[BEGIN Data excerpts]
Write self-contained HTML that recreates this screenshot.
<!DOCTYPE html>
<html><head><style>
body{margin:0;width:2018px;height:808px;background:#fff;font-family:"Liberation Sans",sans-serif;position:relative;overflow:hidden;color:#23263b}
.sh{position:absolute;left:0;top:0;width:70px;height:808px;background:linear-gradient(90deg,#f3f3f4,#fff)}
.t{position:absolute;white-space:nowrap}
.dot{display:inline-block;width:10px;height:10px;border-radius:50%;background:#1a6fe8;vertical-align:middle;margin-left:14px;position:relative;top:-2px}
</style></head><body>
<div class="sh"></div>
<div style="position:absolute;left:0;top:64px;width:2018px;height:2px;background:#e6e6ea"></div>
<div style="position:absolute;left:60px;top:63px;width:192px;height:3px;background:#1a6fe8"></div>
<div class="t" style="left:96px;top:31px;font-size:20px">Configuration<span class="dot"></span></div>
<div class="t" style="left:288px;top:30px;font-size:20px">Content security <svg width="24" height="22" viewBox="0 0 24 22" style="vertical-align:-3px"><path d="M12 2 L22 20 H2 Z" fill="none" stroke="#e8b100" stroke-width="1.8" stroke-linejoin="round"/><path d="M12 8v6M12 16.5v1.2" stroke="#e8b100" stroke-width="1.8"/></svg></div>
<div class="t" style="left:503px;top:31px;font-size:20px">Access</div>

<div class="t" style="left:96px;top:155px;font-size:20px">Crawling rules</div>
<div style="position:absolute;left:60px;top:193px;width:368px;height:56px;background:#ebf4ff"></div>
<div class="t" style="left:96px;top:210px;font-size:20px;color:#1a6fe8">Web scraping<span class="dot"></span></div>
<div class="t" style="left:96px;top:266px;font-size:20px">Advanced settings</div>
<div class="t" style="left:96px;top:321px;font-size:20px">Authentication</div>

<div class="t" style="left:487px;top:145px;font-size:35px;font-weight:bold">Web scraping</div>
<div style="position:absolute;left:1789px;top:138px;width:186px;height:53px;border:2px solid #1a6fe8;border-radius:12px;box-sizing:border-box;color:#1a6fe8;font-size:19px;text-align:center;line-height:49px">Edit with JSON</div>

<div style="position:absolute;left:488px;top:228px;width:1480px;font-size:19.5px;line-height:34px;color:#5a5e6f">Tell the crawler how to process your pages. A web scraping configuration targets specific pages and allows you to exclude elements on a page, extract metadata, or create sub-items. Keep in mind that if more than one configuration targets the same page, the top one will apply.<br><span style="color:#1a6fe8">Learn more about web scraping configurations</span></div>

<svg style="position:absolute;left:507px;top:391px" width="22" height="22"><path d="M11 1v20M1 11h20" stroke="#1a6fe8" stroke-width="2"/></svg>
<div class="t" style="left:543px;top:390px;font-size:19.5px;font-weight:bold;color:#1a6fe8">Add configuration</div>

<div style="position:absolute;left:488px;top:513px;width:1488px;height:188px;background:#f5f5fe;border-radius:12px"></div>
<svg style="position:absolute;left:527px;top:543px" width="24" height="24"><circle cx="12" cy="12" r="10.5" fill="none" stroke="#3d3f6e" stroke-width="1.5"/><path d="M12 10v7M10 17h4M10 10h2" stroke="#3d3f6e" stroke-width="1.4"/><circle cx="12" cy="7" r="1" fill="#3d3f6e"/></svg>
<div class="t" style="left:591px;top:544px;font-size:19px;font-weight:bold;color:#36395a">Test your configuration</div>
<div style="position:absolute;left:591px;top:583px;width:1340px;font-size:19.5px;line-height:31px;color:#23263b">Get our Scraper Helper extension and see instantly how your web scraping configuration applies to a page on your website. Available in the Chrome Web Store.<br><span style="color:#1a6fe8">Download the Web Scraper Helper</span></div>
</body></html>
[END Data excerpts]
[BEGIN Data excerpts]
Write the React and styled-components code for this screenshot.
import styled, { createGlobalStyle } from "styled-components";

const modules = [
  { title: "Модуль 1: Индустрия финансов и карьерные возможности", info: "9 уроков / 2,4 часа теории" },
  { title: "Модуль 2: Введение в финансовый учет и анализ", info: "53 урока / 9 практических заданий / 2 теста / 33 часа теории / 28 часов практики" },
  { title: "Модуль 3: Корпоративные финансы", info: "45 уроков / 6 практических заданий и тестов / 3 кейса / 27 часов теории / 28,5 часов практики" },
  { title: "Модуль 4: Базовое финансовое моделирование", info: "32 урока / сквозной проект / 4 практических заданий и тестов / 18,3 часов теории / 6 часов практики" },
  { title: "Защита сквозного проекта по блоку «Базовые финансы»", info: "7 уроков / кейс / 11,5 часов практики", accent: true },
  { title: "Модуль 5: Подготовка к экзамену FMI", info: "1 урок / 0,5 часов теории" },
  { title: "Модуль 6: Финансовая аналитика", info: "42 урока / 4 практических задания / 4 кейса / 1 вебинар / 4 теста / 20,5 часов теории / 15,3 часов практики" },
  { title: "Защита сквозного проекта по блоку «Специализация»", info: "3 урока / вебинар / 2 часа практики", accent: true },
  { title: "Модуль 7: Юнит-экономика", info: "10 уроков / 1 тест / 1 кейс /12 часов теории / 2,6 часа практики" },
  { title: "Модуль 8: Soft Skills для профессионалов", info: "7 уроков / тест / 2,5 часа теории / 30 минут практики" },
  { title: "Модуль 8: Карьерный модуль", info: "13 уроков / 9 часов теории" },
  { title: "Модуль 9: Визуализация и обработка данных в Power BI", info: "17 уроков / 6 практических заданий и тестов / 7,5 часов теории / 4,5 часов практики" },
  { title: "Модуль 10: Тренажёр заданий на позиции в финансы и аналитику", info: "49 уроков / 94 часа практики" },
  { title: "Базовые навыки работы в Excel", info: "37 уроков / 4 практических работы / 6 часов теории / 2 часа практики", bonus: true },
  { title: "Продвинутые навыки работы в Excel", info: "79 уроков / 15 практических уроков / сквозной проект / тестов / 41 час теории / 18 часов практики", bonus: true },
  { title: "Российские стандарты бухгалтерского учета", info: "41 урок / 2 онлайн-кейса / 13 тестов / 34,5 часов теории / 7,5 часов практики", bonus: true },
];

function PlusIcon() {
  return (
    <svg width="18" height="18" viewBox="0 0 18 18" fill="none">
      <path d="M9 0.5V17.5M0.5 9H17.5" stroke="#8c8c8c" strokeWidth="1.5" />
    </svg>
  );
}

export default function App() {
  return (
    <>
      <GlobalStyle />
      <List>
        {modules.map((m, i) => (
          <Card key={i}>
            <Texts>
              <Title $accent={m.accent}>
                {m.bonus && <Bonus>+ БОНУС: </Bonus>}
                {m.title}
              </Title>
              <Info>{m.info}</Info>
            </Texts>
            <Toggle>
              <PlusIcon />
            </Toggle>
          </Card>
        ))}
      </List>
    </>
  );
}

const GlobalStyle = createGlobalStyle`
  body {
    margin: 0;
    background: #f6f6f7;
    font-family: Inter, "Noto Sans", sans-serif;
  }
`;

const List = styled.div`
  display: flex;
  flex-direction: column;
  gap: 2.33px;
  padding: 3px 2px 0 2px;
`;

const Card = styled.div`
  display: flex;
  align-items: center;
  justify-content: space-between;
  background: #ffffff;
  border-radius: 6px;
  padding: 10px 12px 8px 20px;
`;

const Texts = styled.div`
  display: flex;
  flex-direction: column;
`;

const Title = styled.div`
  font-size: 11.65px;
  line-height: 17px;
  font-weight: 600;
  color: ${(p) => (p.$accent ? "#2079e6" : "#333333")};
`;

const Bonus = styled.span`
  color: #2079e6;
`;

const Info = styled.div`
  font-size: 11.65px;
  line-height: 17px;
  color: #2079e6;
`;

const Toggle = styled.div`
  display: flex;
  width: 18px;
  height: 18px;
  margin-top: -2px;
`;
[END Data excerpts]
[BEGIN Data excerpts]
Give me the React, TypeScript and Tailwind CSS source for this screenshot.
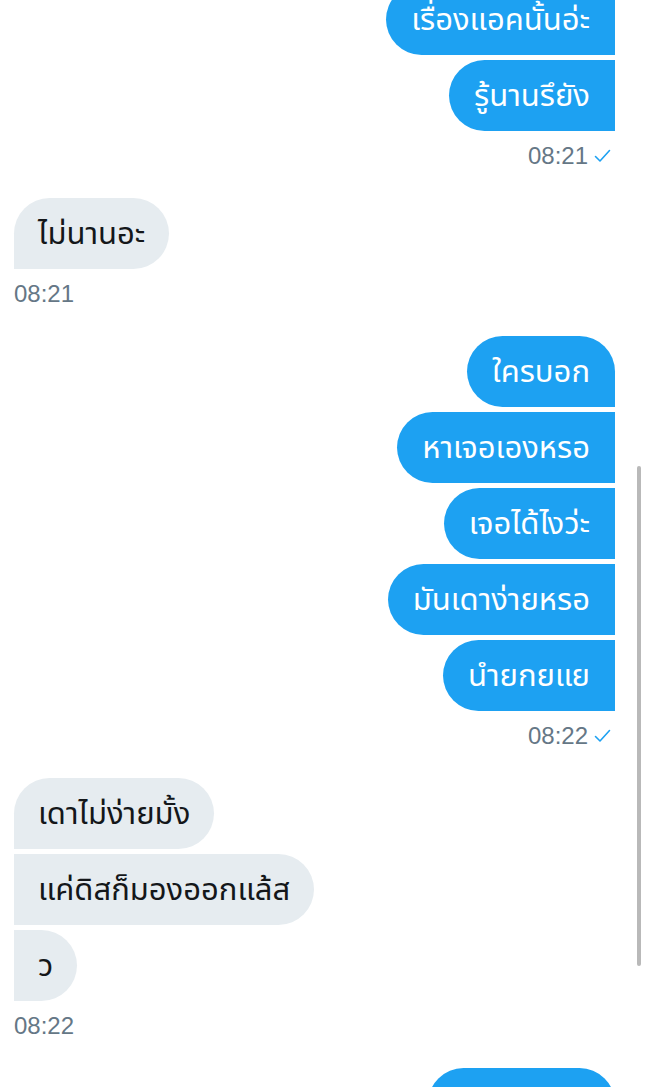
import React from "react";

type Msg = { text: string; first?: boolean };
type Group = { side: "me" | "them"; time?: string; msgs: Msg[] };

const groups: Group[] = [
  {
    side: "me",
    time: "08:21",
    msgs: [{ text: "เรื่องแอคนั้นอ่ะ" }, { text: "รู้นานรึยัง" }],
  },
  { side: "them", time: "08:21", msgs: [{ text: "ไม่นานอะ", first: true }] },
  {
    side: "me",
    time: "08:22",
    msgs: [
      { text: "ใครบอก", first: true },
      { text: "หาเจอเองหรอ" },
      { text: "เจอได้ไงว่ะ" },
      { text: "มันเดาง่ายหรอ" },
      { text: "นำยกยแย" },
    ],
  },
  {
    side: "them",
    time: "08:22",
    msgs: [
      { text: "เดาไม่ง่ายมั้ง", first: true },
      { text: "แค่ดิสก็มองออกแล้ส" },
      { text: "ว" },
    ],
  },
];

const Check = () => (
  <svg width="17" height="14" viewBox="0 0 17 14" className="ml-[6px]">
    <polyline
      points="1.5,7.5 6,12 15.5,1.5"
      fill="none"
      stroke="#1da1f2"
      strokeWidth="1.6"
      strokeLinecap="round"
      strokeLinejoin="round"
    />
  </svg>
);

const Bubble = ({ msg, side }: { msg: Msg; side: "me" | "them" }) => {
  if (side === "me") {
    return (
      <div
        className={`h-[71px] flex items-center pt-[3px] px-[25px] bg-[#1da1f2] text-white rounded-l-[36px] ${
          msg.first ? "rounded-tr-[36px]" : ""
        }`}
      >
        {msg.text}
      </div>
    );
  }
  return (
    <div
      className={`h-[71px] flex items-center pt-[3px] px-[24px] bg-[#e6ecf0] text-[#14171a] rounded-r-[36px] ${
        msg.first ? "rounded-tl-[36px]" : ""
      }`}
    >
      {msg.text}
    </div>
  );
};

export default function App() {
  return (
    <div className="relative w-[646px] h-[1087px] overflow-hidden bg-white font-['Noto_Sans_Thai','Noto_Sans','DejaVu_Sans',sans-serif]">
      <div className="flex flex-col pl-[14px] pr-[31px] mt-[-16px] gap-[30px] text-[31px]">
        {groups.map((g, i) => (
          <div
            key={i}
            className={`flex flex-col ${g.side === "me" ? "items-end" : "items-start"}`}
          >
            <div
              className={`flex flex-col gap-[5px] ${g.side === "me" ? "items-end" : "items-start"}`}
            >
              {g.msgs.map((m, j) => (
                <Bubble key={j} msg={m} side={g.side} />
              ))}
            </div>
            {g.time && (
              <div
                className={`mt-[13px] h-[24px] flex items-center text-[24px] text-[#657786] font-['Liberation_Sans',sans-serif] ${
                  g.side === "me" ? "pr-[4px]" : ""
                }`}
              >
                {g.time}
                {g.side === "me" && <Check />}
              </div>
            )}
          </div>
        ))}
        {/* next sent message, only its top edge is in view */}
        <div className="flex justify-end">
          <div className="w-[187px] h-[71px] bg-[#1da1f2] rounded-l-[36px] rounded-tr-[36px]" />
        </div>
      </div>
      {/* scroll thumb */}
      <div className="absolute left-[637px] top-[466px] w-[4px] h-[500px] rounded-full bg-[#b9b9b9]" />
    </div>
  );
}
[END Data excerpts]
__Description of the task__
Reproduce the data above exactly, but only the lines from the one showing "Give me the" through the one showing "string; msgs: Msg[]", with both ends kept and the pictures left out.

__Solution for this problem__
Give me the React, TypeScript and Tailwind CSS source for this screenshot.
import React from "react";

type Msg = { text: string; first?: boolean };
type Group = { side: "me" | "them"; time?: string; msgs: Msg[] };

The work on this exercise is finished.